Je n’irai pas à dire que les élèves ont été sacrifiés. Les enseignants sont des responsables. Ils ont fait leur travail correctement. Je pense que les élèves n’ont pas été mis dans des conditions idoines qui allaient leur permettre de réussir avec brio le bac de cette année. Il faut dire que si les résultats sont meilleurs dans les filières scientifiques, dans les filières littéraires, il y a eu un très grand nombre d’échecs. Cela dit, tout le monde sait que, dans la politique du président de la République, l’Etat est dans une dynamique de favoriser les scientifiques au détriment des littéraires. Est-ce que ce n’est pas une politique de tuer cette filière littéraire qui reste pourtant une filière intéressante ? On ne saurait le dire. Mais tout ce que l’on peut dire en termes d’enseignements par rapport aux résultats de cette année, c’est que l’Etat devrait informer les enseignants sur les vrais critères qui seront désormais retenus pour l’évaluation finale au baccalauréat. Il faut que l’Etat nous dise clairement si oui ou non les gens vont continuer à évaluer avec les critères du bac Uemoa pour que cela soit un bac Uemoa. Si c’est oui, alors il faut que, avant la rentrée, le ministère prenne ses responsabilités en rapport avec le ministère de l’Enseignement supérieur pour dire aux Inspections d’Académie (Ia) et aux Inspections de l’Education et de la Formation (Ief) de demander aux enseignants de se préparer et de préparer les élèves à ces nouvelles évaluations. Les gens ne peuvent pas continuer à enseigner et évaluer les élèves avec l’ancien système pour qu’à chaque fois, au bac, on vienne nous dire que les critères de l’Uemoa doivent être respectés dans la correction.

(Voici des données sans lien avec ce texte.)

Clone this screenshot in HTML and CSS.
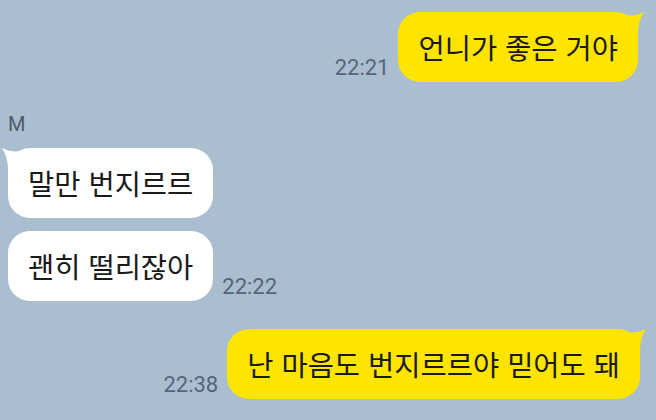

Dans une sortie, votre leader syndical, Saourou Sène, soutient que l’Etat a surchargé les correcteurs en réduisant le nombre de correcteurs par discipline. Qu’en est-il exactement ?
C’est vrai ! Par rapport au bac de cette année, nous avons constaté que l’Etat est dans une dynamique d’expérimenter la réduction du nombre de correcteurs alors qu’on a une augmentation des candidats. Le bac s’est déroulé du 01er au 12 juillet (12 jours) avec un correcteur par discipline, dans la plus grande partie des jurys. Nous avons observé que l’Etat a envoyé un correcteur par discipline. Ce qui fait qu’ils ont corrigé sous la pression. Si certains correcteurs ne comprennent pas qu’il ne faut pas dépasser plus de 50 copies par jour, il y en a qui vont tenter, parce qu’ils ont 400 copies à terminer pour trois jours, à corriger 80 copies par jour. Même une machine serait bourrée dans ces conditions ! Ce qui fait qu’il y a une pléthore de problèmes. C’est pourquoi nous demandons à l’Etat de revoir cette politique expérimentale qui consisterait à réduire, d’une façon drastique, le nombre de correcteurs convoqués au Bac. On ne sait pas si c’est un problème de budget ou pas. Mais, en tous cas, cela ne pourra pas prospérer lorsque l’Etat voudra en faire une règle pour convoquer trop peu de correcteurs dans les années à venir.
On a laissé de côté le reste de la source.